## TO BE DONE
Below are entries. Give back exactly the lines from the one containing "Generate a component" through the one containing "<Info>验证码已发送到您", inclusive, without the pictures.

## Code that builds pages
-=-=-=-=-
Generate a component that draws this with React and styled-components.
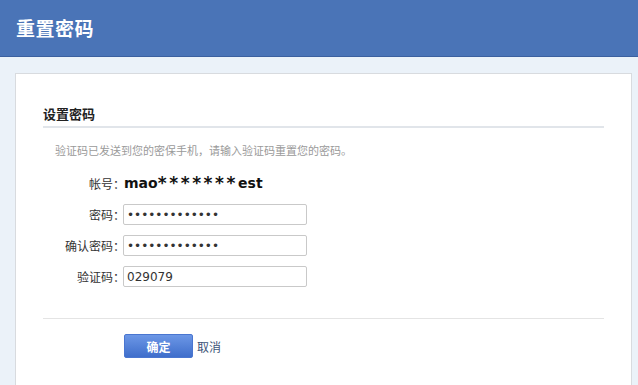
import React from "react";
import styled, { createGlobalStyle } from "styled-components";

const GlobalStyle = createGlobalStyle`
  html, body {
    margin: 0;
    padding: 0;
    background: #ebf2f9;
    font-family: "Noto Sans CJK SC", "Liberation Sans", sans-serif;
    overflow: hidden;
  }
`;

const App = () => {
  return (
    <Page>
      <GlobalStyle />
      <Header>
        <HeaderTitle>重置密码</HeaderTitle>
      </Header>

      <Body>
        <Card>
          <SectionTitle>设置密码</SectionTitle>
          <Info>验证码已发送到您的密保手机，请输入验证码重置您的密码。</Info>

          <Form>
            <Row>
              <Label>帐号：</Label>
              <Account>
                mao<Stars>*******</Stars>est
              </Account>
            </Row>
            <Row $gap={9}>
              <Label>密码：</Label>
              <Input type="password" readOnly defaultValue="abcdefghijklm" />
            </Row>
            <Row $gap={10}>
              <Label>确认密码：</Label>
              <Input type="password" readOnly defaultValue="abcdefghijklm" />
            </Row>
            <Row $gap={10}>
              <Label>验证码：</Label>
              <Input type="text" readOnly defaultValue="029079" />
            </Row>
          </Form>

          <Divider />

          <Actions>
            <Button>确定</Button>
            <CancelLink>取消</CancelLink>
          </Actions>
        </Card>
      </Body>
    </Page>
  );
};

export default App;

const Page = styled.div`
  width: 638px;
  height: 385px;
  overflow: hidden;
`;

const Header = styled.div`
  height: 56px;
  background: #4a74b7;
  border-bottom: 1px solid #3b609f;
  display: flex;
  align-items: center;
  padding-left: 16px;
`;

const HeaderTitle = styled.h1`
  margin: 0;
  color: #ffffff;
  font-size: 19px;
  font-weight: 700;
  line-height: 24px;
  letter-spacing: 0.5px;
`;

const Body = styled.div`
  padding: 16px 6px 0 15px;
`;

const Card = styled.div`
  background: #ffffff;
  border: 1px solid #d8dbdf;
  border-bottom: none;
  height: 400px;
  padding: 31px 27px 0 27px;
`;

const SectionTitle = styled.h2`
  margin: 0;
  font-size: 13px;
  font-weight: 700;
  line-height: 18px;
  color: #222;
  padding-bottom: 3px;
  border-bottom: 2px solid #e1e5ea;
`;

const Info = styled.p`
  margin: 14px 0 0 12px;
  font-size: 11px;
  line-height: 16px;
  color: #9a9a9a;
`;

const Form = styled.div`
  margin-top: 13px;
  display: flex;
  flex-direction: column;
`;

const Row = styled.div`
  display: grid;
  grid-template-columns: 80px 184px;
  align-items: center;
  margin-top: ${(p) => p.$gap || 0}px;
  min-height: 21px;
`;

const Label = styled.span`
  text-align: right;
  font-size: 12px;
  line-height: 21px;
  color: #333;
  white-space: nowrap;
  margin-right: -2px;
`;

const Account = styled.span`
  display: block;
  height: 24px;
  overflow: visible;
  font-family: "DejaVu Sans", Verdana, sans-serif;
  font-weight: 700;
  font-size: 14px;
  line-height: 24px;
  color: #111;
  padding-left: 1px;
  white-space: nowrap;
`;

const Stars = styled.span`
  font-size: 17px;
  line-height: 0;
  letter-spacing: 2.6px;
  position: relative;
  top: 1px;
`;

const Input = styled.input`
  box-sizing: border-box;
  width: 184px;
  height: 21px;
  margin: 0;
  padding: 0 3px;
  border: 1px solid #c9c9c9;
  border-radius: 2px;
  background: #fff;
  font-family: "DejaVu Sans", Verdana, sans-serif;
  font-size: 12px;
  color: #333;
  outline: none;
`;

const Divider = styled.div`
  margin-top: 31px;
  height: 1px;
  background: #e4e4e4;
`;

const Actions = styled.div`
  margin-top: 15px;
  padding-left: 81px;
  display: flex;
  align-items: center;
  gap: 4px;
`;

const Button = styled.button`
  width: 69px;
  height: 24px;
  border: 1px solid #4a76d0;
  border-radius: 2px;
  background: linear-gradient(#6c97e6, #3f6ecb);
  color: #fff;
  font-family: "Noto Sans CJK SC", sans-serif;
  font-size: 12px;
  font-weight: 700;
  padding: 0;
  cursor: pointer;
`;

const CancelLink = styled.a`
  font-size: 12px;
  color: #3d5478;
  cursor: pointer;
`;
-=-=-=-=-
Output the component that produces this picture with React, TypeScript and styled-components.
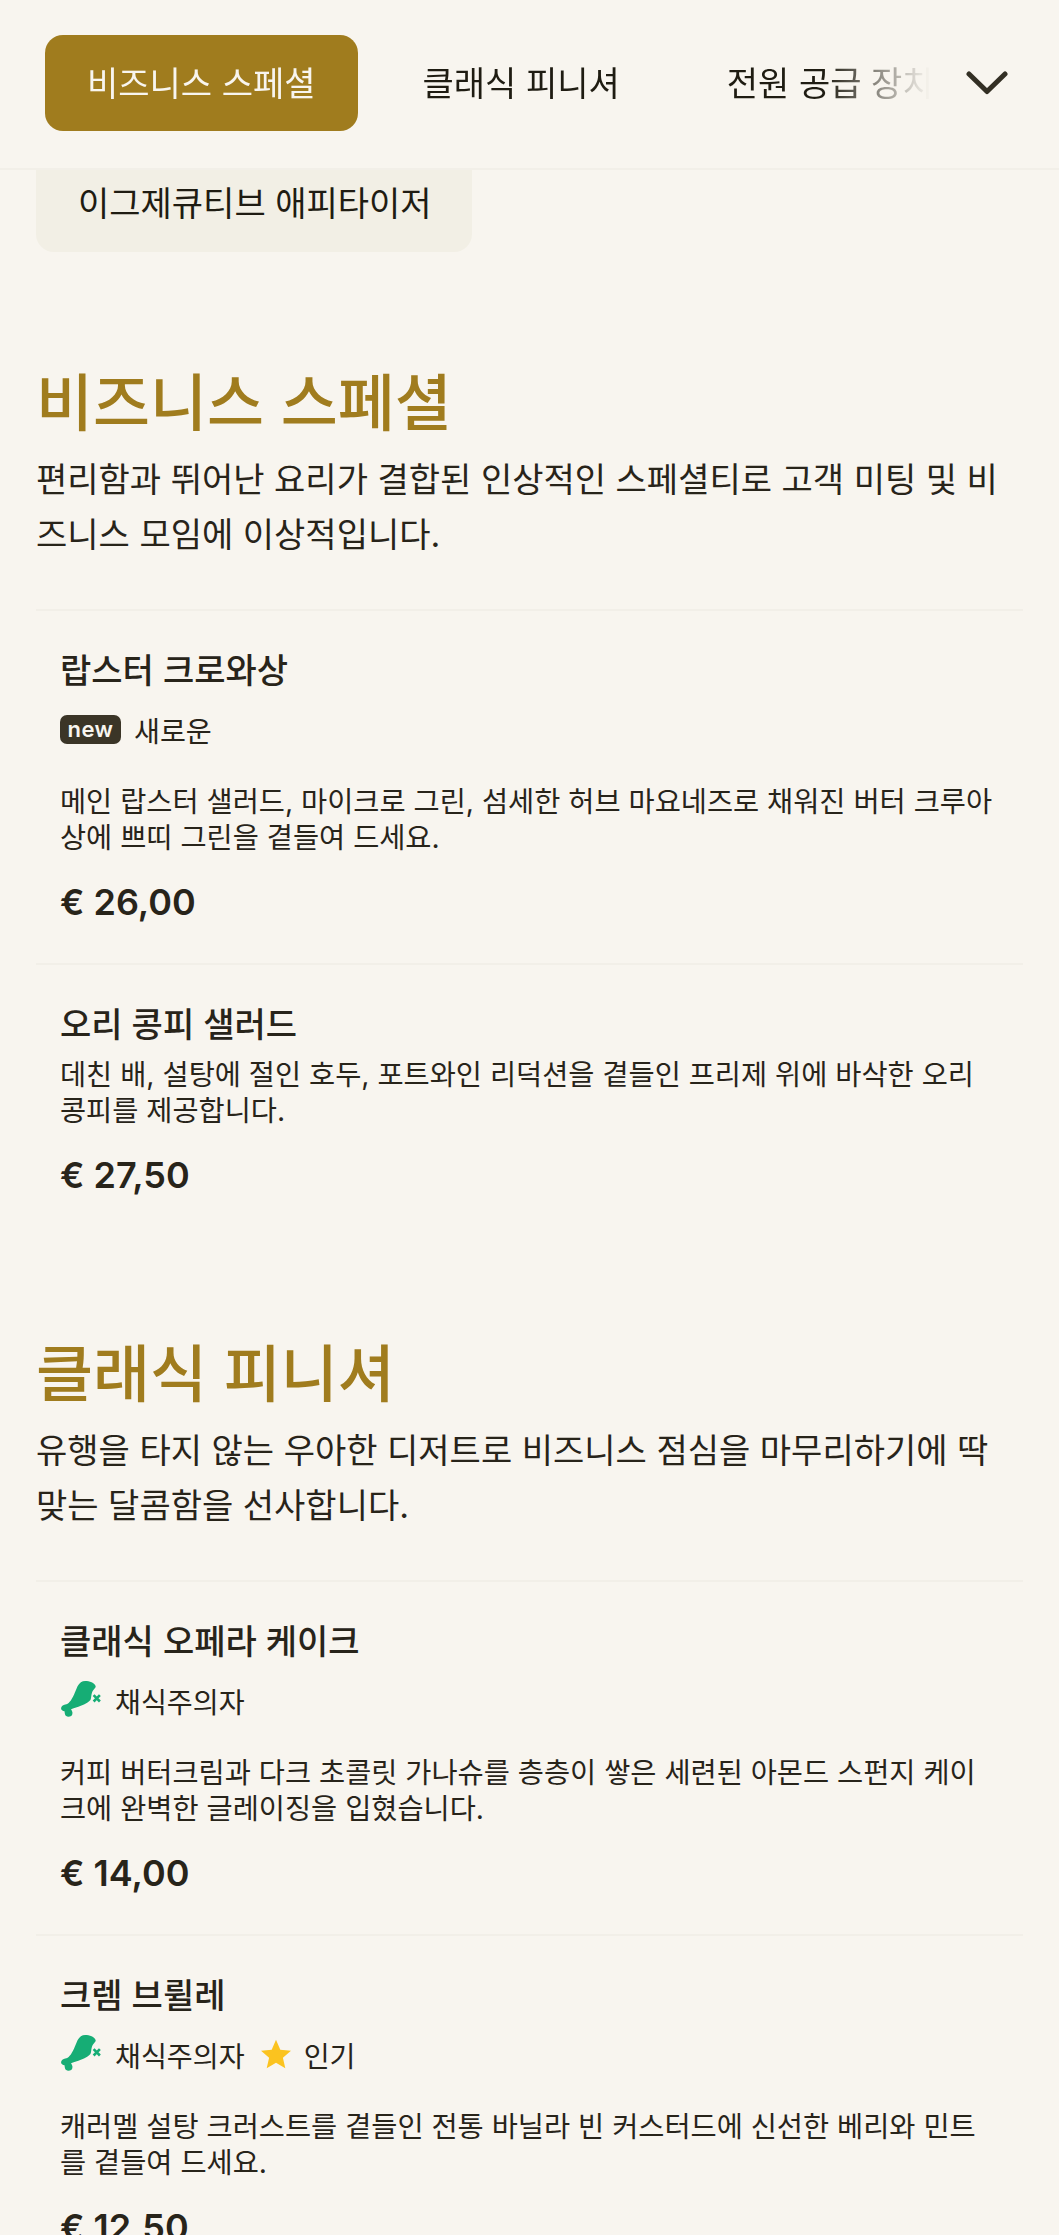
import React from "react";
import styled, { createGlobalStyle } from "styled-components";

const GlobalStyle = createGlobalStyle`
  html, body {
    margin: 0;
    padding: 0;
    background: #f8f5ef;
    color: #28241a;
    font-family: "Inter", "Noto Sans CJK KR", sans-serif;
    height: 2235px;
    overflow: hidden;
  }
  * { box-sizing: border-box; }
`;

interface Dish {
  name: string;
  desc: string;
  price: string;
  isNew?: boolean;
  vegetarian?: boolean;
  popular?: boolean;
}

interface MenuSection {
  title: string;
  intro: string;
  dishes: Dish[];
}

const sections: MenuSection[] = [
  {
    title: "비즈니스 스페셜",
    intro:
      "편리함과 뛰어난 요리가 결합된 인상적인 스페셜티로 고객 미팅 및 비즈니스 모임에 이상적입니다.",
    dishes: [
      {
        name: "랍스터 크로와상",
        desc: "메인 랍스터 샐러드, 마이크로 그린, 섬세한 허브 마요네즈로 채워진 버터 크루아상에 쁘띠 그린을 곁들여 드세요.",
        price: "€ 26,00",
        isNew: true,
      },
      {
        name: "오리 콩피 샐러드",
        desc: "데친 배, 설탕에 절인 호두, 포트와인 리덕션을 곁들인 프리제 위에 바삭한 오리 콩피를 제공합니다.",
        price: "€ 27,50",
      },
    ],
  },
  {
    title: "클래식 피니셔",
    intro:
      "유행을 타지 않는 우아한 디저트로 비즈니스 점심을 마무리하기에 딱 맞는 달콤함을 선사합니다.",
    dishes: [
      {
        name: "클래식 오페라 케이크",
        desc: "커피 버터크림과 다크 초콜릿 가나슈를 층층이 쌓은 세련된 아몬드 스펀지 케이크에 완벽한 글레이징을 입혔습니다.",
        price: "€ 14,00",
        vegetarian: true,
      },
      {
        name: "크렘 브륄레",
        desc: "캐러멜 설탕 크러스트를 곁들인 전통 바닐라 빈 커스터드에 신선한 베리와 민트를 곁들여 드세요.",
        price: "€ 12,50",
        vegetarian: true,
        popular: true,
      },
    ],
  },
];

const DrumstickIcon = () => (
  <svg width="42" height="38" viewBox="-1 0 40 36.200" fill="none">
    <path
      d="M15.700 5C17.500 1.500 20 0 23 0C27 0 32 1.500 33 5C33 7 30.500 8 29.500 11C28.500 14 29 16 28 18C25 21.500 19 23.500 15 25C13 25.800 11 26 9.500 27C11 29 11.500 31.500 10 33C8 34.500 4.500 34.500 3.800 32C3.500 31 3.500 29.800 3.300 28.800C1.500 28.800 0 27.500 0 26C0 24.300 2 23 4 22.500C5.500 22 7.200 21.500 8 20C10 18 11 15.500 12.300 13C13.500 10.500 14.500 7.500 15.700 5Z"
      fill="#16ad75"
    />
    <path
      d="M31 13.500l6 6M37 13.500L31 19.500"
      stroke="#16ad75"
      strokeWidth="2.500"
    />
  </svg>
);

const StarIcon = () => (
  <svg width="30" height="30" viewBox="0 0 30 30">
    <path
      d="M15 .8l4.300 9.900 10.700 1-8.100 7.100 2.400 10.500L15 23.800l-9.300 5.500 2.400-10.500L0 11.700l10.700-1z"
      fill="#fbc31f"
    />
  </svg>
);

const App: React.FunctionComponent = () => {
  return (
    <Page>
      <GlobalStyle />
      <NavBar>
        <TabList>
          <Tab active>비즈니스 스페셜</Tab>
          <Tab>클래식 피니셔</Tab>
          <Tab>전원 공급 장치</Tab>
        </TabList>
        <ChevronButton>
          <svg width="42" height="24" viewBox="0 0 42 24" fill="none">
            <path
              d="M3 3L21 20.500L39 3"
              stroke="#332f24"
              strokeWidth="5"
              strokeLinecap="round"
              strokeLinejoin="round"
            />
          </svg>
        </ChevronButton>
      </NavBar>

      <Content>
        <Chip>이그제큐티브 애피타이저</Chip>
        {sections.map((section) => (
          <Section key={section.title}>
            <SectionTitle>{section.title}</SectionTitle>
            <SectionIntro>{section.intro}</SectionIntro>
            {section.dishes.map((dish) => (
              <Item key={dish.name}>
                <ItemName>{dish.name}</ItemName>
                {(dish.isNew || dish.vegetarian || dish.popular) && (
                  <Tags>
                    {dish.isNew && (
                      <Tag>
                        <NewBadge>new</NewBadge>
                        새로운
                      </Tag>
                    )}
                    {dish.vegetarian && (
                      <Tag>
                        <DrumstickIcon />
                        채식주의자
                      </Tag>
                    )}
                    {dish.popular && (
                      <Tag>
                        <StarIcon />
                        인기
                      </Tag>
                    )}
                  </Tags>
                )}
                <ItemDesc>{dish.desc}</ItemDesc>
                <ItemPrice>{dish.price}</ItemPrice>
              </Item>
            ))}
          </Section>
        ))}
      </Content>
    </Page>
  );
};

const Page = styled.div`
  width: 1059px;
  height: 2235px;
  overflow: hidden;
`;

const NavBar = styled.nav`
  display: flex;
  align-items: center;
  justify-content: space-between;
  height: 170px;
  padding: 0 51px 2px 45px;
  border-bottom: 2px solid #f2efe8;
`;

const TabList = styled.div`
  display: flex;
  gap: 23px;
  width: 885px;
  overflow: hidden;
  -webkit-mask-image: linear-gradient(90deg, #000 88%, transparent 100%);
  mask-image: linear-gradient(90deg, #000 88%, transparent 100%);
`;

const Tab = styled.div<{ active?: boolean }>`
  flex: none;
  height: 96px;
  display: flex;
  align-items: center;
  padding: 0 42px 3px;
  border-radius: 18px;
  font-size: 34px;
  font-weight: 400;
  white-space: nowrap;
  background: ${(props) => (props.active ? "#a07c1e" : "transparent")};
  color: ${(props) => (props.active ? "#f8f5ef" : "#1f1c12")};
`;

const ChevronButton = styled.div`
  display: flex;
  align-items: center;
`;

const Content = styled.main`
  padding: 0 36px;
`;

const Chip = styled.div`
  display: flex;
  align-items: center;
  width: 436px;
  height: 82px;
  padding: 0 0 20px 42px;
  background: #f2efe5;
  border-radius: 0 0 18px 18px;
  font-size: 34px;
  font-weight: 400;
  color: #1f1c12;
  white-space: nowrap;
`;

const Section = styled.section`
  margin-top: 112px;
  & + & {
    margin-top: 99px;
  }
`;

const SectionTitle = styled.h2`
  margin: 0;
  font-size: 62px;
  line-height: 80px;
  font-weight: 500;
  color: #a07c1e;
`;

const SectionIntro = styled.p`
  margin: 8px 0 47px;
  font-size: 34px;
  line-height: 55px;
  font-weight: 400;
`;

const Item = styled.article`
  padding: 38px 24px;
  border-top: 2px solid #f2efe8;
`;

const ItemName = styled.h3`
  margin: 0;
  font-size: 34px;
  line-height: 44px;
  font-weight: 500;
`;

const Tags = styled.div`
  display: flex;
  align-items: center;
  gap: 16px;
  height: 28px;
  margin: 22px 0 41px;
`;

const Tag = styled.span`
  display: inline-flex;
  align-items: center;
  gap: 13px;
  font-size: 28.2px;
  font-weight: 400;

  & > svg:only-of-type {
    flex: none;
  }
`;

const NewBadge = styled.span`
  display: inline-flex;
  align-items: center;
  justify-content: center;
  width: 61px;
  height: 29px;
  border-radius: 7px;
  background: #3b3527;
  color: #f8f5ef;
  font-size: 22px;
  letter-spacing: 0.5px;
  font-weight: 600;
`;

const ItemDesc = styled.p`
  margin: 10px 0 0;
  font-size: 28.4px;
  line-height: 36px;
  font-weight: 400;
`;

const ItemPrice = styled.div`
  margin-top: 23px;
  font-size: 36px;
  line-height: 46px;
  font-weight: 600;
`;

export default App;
-=-=-=-=-
## TASK ANSWER
Generate a component that draws this with React and styled-components.
import React from "react";
import styled, { createGlobalStyle } from "styled-components";

const GlobalStyle = createGlobalStyle`
  html, body {
    margin: 0;
    padding: 0;
    background: #ebf2f9;
    font-family: "Noto Sans CJK SC", "Liberation Sans", sans-serif;
    overflow: hidden;
  }
`;

const App = () => {
  return (
    <Page>
      <GlobalStyle />
      <Header>
        <HeaderTitle>重置密码</HeaderTitle>
      </Header>

      <Body>
        <Card>
          <SectionTitle>设置密码</SectionTitle>
          <Info>验证码已发送到您的密保手机，请输入验证码重置您的密码。</Info>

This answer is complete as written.